Leila en la misión de Gbanga

Seguía llegando gente al improvisado campamento de Gbanga. Seguían acercándose mujeres con sus hijos en brazos o a rastras. ¿Qué podíamos hacer? Los suministros iban a tardar, si antes no los saqueaban por el camino los grupos descontrolados de fighters. Nosotros eramos apenas una avanzadilla exploratoria con medios escasos, sin embargo, no había tiempo que perder. Hay que impulsar la movilización.

En ese momento, Leila me llamó a través de la radio:

―Aló, aló. ¿Pablo, puedes venir rápido a mi posición?
―En un minuto estoy allí, Leila.
―¿Cuál es tu grupo sanguíneo? Cambio.

Al llegar junto a ella, ya lo tenía todo preparado.
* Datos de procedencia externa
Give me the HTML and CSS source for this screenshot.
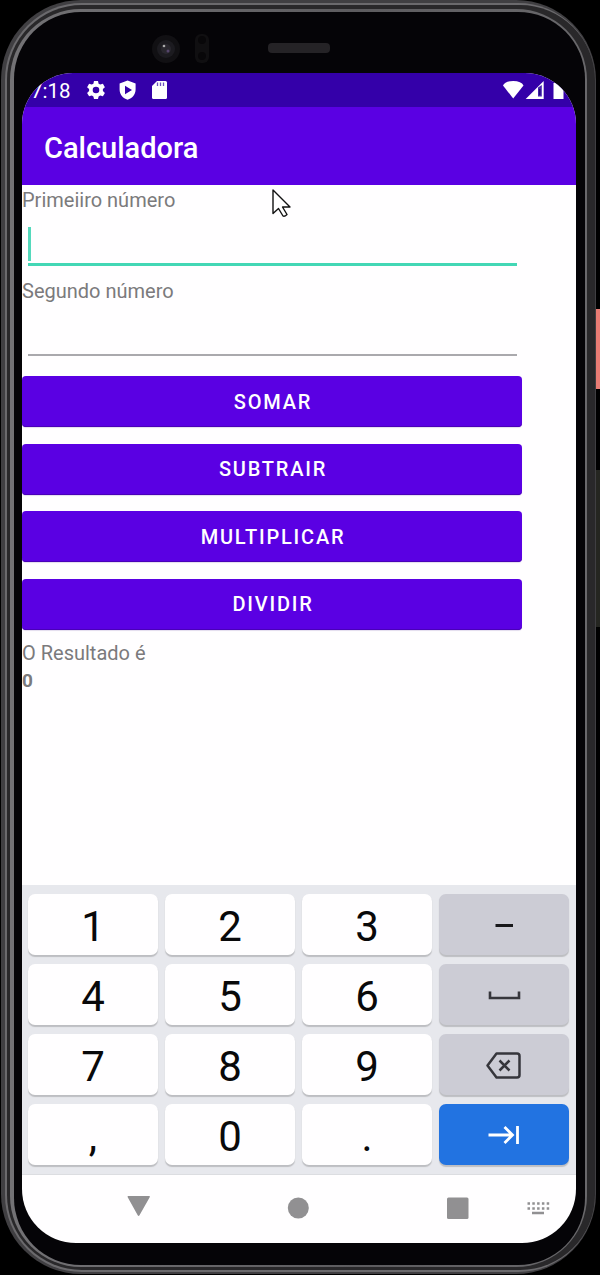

Sin preguntar nada, me remangó la camisa y me clavó la aguja en el antebrazo para sacarme yo no sé cuánta cantidad de sangre. Quizás medio litro. Me pareció demasiada pero no dije ni pio, mientras Leila permanecía concentrada en su cometido.

Al día siguiente no disminuyó el tumulto, ni la tensión, ni el cansancio. Habían llegado más personas que estaban ocultas en la selva. De nuevo más madres asustadas, más niños al borde de la muerte. Nosotros no habíamos descansado, pero desde el amanecer estábamos al pie del cañón. También hoy tocaba aportar una buena dosis de sangre, de eso no se libraba nadie en el equipo. Al fin y al cabo, el cuerpo la volvería a renovar. No se puede ir a la guerra y pretender no derramar una gota de sangre. Sobre todo si es para salvar la vida a un puñado de chiquillos hambrientos.